# Plotting non-geographic data

Most of the datashader examples use geographic data, because it is so easily interpreted.  But datashading will help exploration of any data dimensions.  Here let's plot `trip_distance` versus `fare_amount` for the 12-million-point NYC taxi dataset from nyc_taxi.ipynb. 

## Load NYC Taxi data

(takes a dozen seconds or so...)

In [None]:
import pandas as pd

df = pd.read_csv('data/nyc_taxi.csv',usecols=['trip_distance','fare_amount','tip_amount','passenger_count'])
x_range = (0.0,20.0)
y_range = (0.0,40.0)
df.tail()

## Define a simple plot

In [None]:
from bokeh.plotting import figure, output_notebook, show
from bokeh.tile_providers import STAMEN_TONER

output_notebook()

def base_plot():
    p = figure(tools='pan,wheel_zoom,box_zoom,reset', 
               plot_width=800, plot_height=500, 
               x_range=x_range, y_range=y_range)
    p.xgrid.grid_line_color = None
    p.ygrid.grid_line_color = None
    p.xaxis.axis_label="distance"
    p.yaxis.axis_label="fare"
    return p
    
options = dict(line_color='black', fill_color='blue', size=5)

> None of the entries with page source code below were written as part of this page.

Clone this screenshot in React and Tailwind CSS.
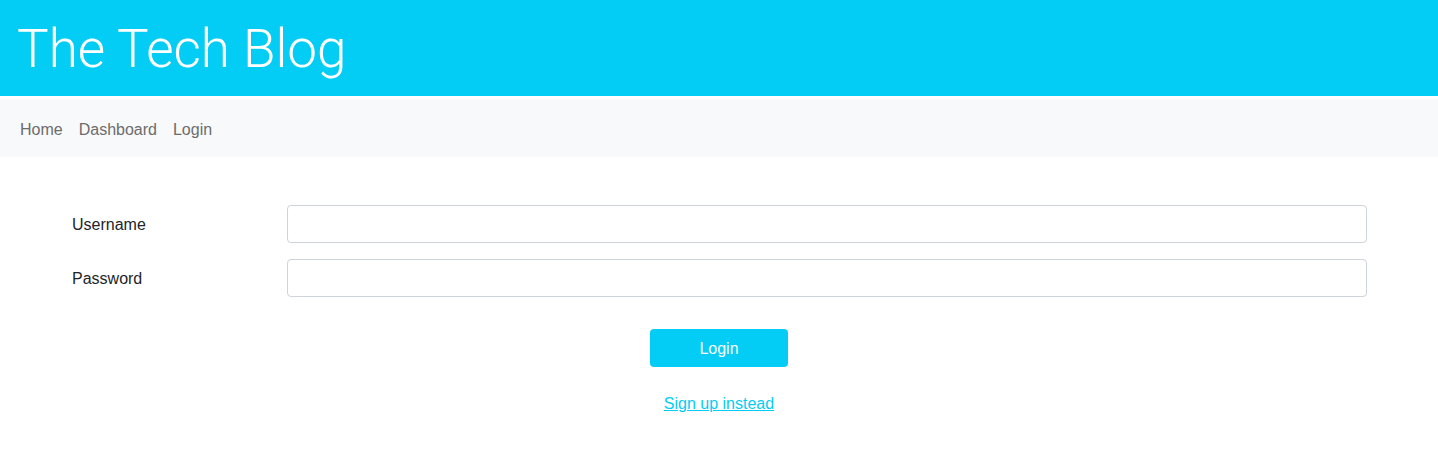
import React from "react";

const App = () => {
  return (
    <div className="min-h-screen bg-white font-['Liberation_Sans',Arial,sans-serif] text-[#212529]">
      <header className="h-[96px] bg-[#03cdf4] flex items-center px-[17px]">
        <h1 className="font-['Roboto',sans-serif] text-[53px] font-light text-white leading-none pt-[2px]">
          The Tech Blog
        </h1>
      </header>
      <nav className="mt-[3px] h-[58px] bg-[#f8f9fa] flex items-center px-[20px] pt-[3px] gap-4 text-[16px] text-[#6c6c6c]">
        <a href="#">Home</a>
        <a href="#">Dashboard</a>
        <a href="#">Login</a>
      </nav>

      <main className="px-[71px] pt-[48px]">
        <form className="flex flex-col gap-4">
          <div className="flex items-center">
            <label className="w-[216px] shrink-0 text-[16px] pl-[1px] pt-[1px]">Username</label>
            <input
              type="text"
              className="flex-1 h-[38px] border border-[#ced4da] rounded-[4px] px-3"
            />
          </div>
          <div className="flex items-center">
            <label className="w-[216px] shrink-0 text-[16px] pl-[1px] pt-[1px]">Password</label>
            <input
              type="password"
              className="flex-1 h-[38px] border border-[#ced4da] rounded-[4px] px-3"
            />
          </div>
        </form>

        <div className="flex flex-col items-center mt-[32px]">
          <button className="w-[138px] h-[38px] pt-[1px] bg-[#03cdf4] text-white text-[16px] rounded-[4px]">
            Login
          </button>
          <a href="#" className="mt-[25px] text-[16px] text-[#03cdf4] underline">
            Sign up instead
          </a>
        </div>
      </main>
    </div>
  );
};

export default App;
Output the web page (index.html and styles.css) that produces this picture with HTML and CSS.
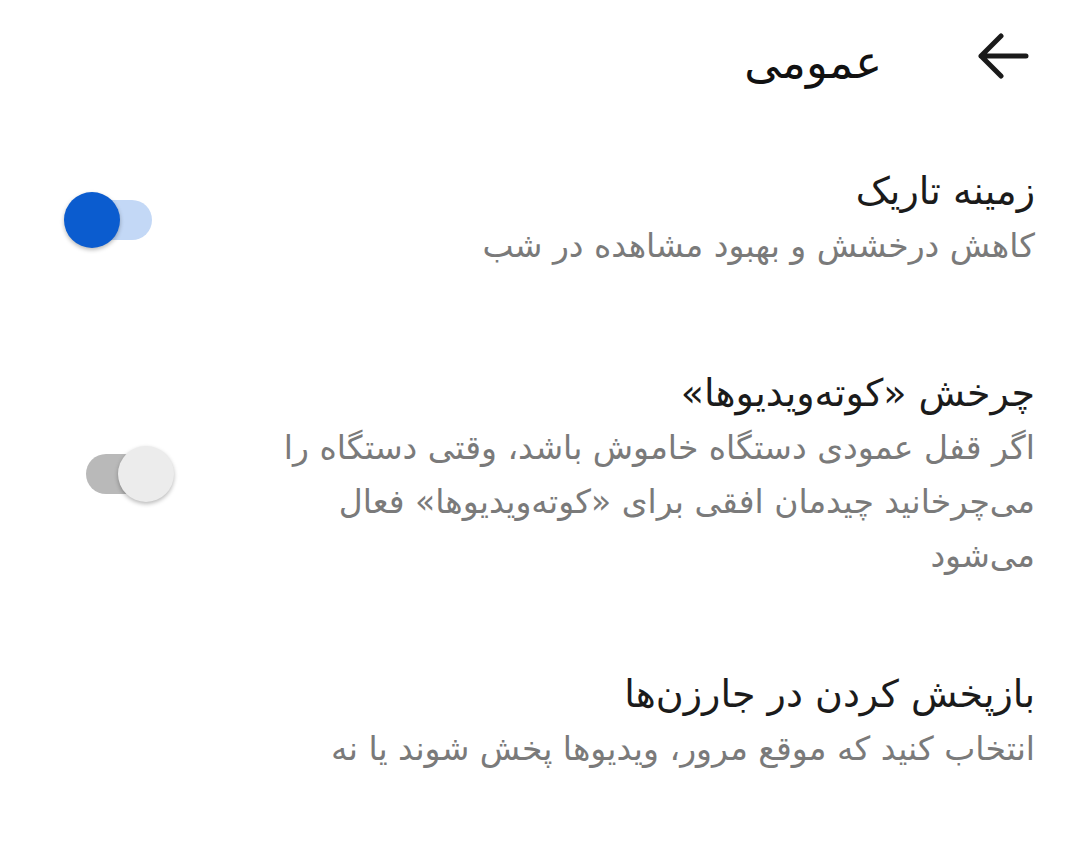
FILE: index.html
```html
<!DOCTYPE html>
<html lang="fa" dir="rtl">
<head>
<meta charset="utf-8">
<link rel="stylesheet" href="styles.css">
</head>
<body>
<header class="appbar">
  <svg class="back" width="54" height="46" viewBox="0 0 54 46" aria-hidden="true">
    <path d="M51 23H6M6 23L26 3M6 23L26 43" fill="none" stroke="#1a1a1a" stroke-width="5" stroke-linecap="round" stroke-linejoin="round"/>
  </svg>
  <h1 class="title">عمومی</h1>
</header>
<main class="list">
  <section class="item item-first">
    <div class="text">
      <div class="item-title">زمینه تاریک</div>
      <div class="item-sub">کاهش درخشش و بهبود مشاهده در شب</div>
    </div>
    <div class="switch switch-on switch-a">
      <span class="track"></span>
      <span class="thumb"></span>
    </div>
  </section>
  <section class="item item-second">
    <div class="text">
      <div class="item-title">چرخش «کوته‌ویدیوها»</div>
      <div class="item-sub">اگر قفل عمودی دستگاه خاموش باشد، وقتی دستگاه را می‌چرخانید چیدمان افقی برای «کوته‌ویدیوها» فعال می‌شود</div>
    </div>
    <div class="switch switch-off switch-b">
      <span class="track"></span>
      <span class="thumb"></span>
    </div>
  </section>
  <section class="item item-third">
    <div class="text">
      <div class="item-title">بازپخش کردن در جارزن‌ها</div>
      <div class="item-sub">انتخاب کنید که موقع مرور، ویدیوها پخش شوند یا نه</div>
    </div>
  </section>
</main>
</body>
</html>
```
FILE: styles.css
```css
html, body {
  margin: 0;
  padding: 0;
  background: #ffffff;
}
body {
  width: 1080px;
  height: 844px;
  overflow: hidden;
  direction: rtl;
  font-family: "DejaVu Sans", "Noto Sans", sans-serif;
  color: #1f1f1f;
}
.appbar {
  height: 120px;
  display: flex;
  align-items: center;
  padding-right: 51px;
  gap: 93px;
  box-sizing: border-box;
  padding-bottom: 8px;
}
.back {
  display: block;
  flex: none;
}
.title {
  margin: 0;
  font-size: 45px;
  font-weight: normal;
  line-height: 1;
  color: #111111;
  padding-top: 12px;
}
.list {
  display: flex;
  flex-direction: column;
}
.item {
  display: flex;
  align-items: center;
  padding-right: 45px;
  box-sizing: border-box;
}
.text {
  width: 762px;
  flex: none;
}
.item-title {
  font-size: 38px;
  line-height: 56px;
  color: #1b1b1b;
}
.item-sub {
  font-size: 33px;
  line-height: 54px;
  color: #7a7a7a;
}
.item-first {
  padding-top: 43px;
}
.item-second {
  padding-top: 92px;
}
.item-third {
  padding-top: 83px;
}
.switch {
  position: relative;
  width: 88px;
  height: 56px;
  flex: none;
}
.switch-a {
  margin-right: 121px;
  margin-top: 4px;
}
.switch-b {
  margin-right: 99px;
}
.track {
  position: absolute;
  top: 8px;
  width: 70px;
  height: 40px;
  border-radius: 20px;
}
.thumb {
  position: absolute;
  top: 0;
  width: 56px;
  height: 56px;
  border-radius: 50%;
  box-shadow: 0 2px 4px rgba(0, 0, 0, 0.28);
}
.switch-on .track {
  right: 0;
  background: #c3d8f6;
}
.switch-on .thumb {
  left: 0;
  background: #0b5ccf;
}
.switch-off .track {
  left: 0;
  background: #b9b9b9;
}
.switch-off .thumb {
  right: 0;
  background: #ececec;
}
```
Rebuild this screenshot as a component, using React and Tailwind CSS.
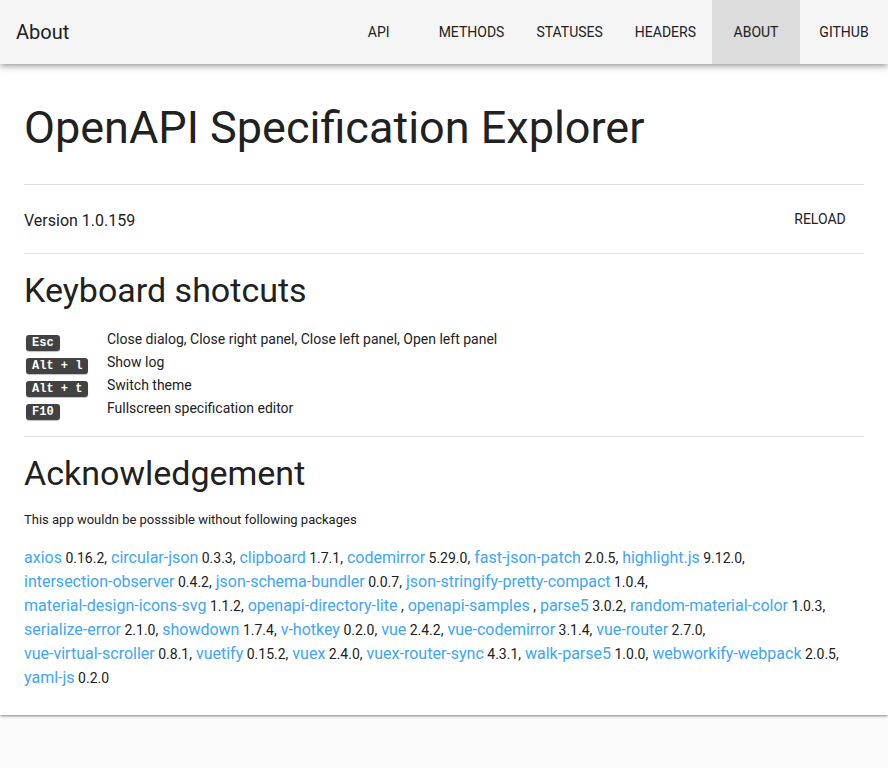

## 1000 points reveals the expected linear relationship

In [None]:
samples = df.sample(n=1000)
p = base_plot()
p.circle(x=samples['trip_distance'], y=samples['fare_amount'], **options)
show(p)

## 10,000 points show more detailed, systematic patterns in fares and times
  
Perhaps there are different metering options, along with granularity in how times and fares are counted; in any case, the times and fares do not uniformly populate any region of this space:

In [None]:
options = dict(line_color='blue', fill_color='blue', size=1, alpha=0.05)
samples = df.sample(n=10000)
p = base_plot()
p.circle(x=samples['trip_distance'], y=samples['fare_amount'], **options)
show(p)

## Datashader reveals additional detail, especially when zooming in

You can now see that there are a lot of points below the linear boundary, representing long trips for very little cost (presumably GPS errors?).

In [None]:
import datashader as ds
from datashader.callbacks import InteractiveImage

In [None]:
p = base_plot()
pipeline = ds.Pipeline(df, ds.Point("trip_distance", "fare_amount"))
InteractiveImage(p, pipeline)

Fares are discretized to the nearest 50 cents, making patterns less visible, but there is both an upward trend in tips as fares increase (as expected), but also a large number of tips higher than the fare itself, which is surprising:

In [None]:
p = base_plot()
p.xaxis.axis_label="fare"
p.yaxis.axis_label="tip"
pipeline = ds.Pipeline(df, ds.Point("fare_amount", "tip_amount"))
InteractiveImage(p, pipeline)

Interestingly, tips go down when there are more passengers:

In [None]:
import datashader as ds
from datashader.callbacks import InteractiveImage
from bokeh.models import Range1d

p = base_plot()
p.xaxis.axis_label="passengers"
p.yaxis.axis_label="tip"
p.x_range = Range1d(0.0,7.0)
p.y_range = Range1d(0.0,60.0)

pipeline = ds.Pipeline(df, ds.Point("passenger_count", "tip_amount"))
InteractiveImage(p, pipeline)

Here for this inherently discrete data, instead of plotting each data point as a point, it might be more visible as a horizontal line segment.  Currently only points are supported, but additional glyphs will be added in later versions of the library.